The Offering constitutes a sale of a portion of KMI’s interest in the Canadian business of KMI (the Business). The Business is composed of: the Trans Mountain pipeline system (including related terminals assets), the Puget Sound pipeline, the Jet Fuel pipeline system, the Canadian portion of the Cochin pipeline system, the Vancouver Wharves Terminal and the North 40 Terminal; as well as three jointly controlled investments: the Edmonton Rail Terminal, the Alberta Crude Terminal and the Base Line Terminal.

KMI will use the proceeds it receives to pay down debt. As a result, KMI now expects to end the year at approximately 5.2X debt to EBITDA versus its budget of 5.4X and remains on track to announce revised dividend guidance for 2018 in the latter part of this year, consistent with the previously announced goal of returning additional value to shareholders. Upon closing of the Offering, KMI will own an approximately 70% interest in the business, which will be operated and administered by KML and its affiliates.
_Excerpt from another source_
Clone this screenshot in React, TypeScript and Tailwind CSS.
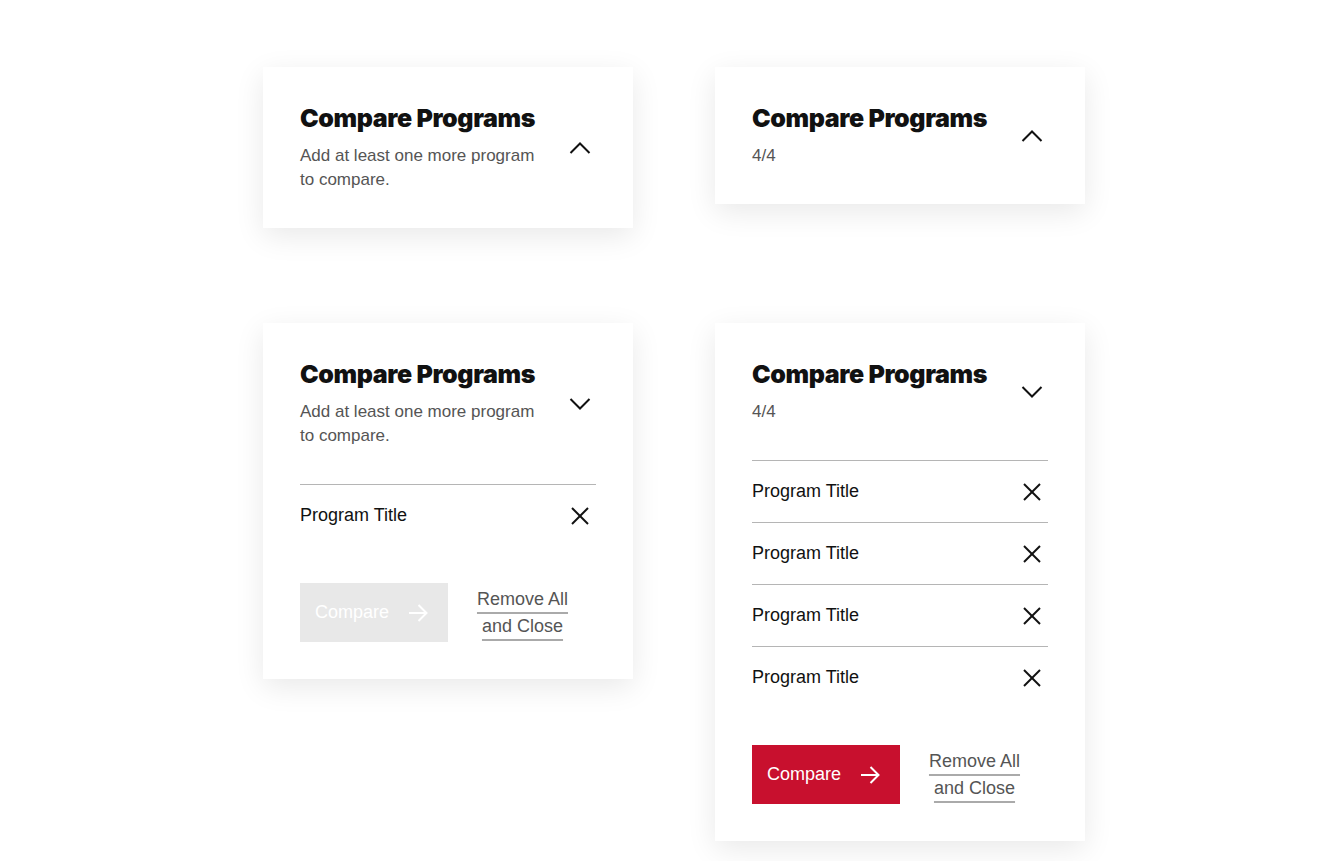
const body = { fontFamily: '"Liberation Sans", Arial, sans-serif' };
const heading = { fontFamily: 'Inter, "Liberation Sans", sans-serif' };

function Chevron({ up }: { up: boolean }) {
  return (
    <svg width="22" height="12" viewBox="0 0 22 12" fill="none" stroke="#111" strokeWidth="2" className={up ? '' : 'rotate-180'}>
      <polyline points="1.5,11 11,1.5 20.5,11" />
    </svg>
  );
}

function CloseIcon() {
  return (
    <svg width="18" height="18" viewBox="0 0 18 18" fill="none" stroke="#111" strokeWidth="2">
      <line x1="1" y1="1" x2="17" y2="17" />
      <line x1="17" y1="1" x2="1" y2="17" />
    </svg>
  );
}

function Arrow() {
  return (
    <svg width="19" height="18" viewBox="0 0 19 18" fill="none" stroke="currentColor" strokeWidth="2">
      <line x1="0" y1="9" x2="17.5" y2="9" />
      <polyline points="9.5,1 17.5,9 9.5,17" />
    </svg>
  );
}

interface CardProps {
  subtitle: string;
  open: boolean;
  items?: number;
  active?: boolean;
}

function CompareCard({ subtitle, open, items = 0, active = false }: CardProps) {
  return (
    <div className="bg-white w-[370px] px-[37px] shadow-[0_8px_28px_rgba(0,0,0,0.09)]" style={body}>
      <div className="flex items-center justify-between pt-9 pb-9">
        <div className="w-[250px]">
          <h2 className="text-[25px] leading-[30px] font-black tracking-[-0.015em] text-[#111]" style={heading}>
            Compare Programs
          </h2>
          <p className="mt-[11px] text-[17px] leading-6 text-[#555]">{subtitle}</p>
        </div>
        <div className="w-6 flex justify-center mr-1">
          <Chevron up={!open} />
        </div>
      </div>
      {open && (
        <>
          <div>
            {Array.from({ length: items }).map((_, i) => (
              <div key={i} className="h-[62px] border-t border-[#b5b5b5] flex items-center justify-between">
                <span className="text-[18px] leading-6 text-[#111] -mt-[2px]">Program Title</span>
                <div className="w-6 flex justify-center mr-1">
                  <CloseIcon />
                </div>
              </div>
            ))}
          </div>
          <div className="flex items-center pt-[37px] pb-[37px]">
            <button
              className={`w-[148px] h-[59px] flex items-center justify-between pl-[15px] pr-5 text-[18px] ${
                active ? 'bg-[#c8102e] text-white' : 'bg-[#e8e8e8] text-white'
              }`}
            >
              <span>Compare</span>
              <Arrow />
            </button>
            <div className="ml-[28px] w-[93px] text-center text-[18px] leading-[27px] text-[#555] underline decoration-[#aaa] decoration-[1.5px] underline-offset-[7px]">
              Remove All and Close
            </div>
          </div>
        </>
      )}
    </div>
  );
}

export default function App() {
  return (
    <div className="min-h-screen bg-white pl-[263px] pt-[67px]">
      <div className="grid grid-cols-[370px_370px] gap-x-[82px] gap-y-[95px] items-start">
        <CompareCard subtitle="Add at least one more program to compare." open={false} />
        <CompareCard subtitle="4/4" open={false} />
        <CompareCard subtitle="Add at least one more program to compare." open items={1} />
        <CompareCard subtitle="4/4" open items={4} active />
      </div>
    </div>
  );
}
An amended and restated preliminary prospectus of KML containing important information relating to these securities has been filed with the securities commissions or similar authorities in each province and territory of Canada. The amended and restated prospectus of KML is still subject to completion or amendment. Copies of the amended and restated prospectus of KML are available on SEDAR at or from the underwriters named in it. There will not be any sale or any acceptance of any offer to buy the securities until a receipt for the final prospectus has been issued.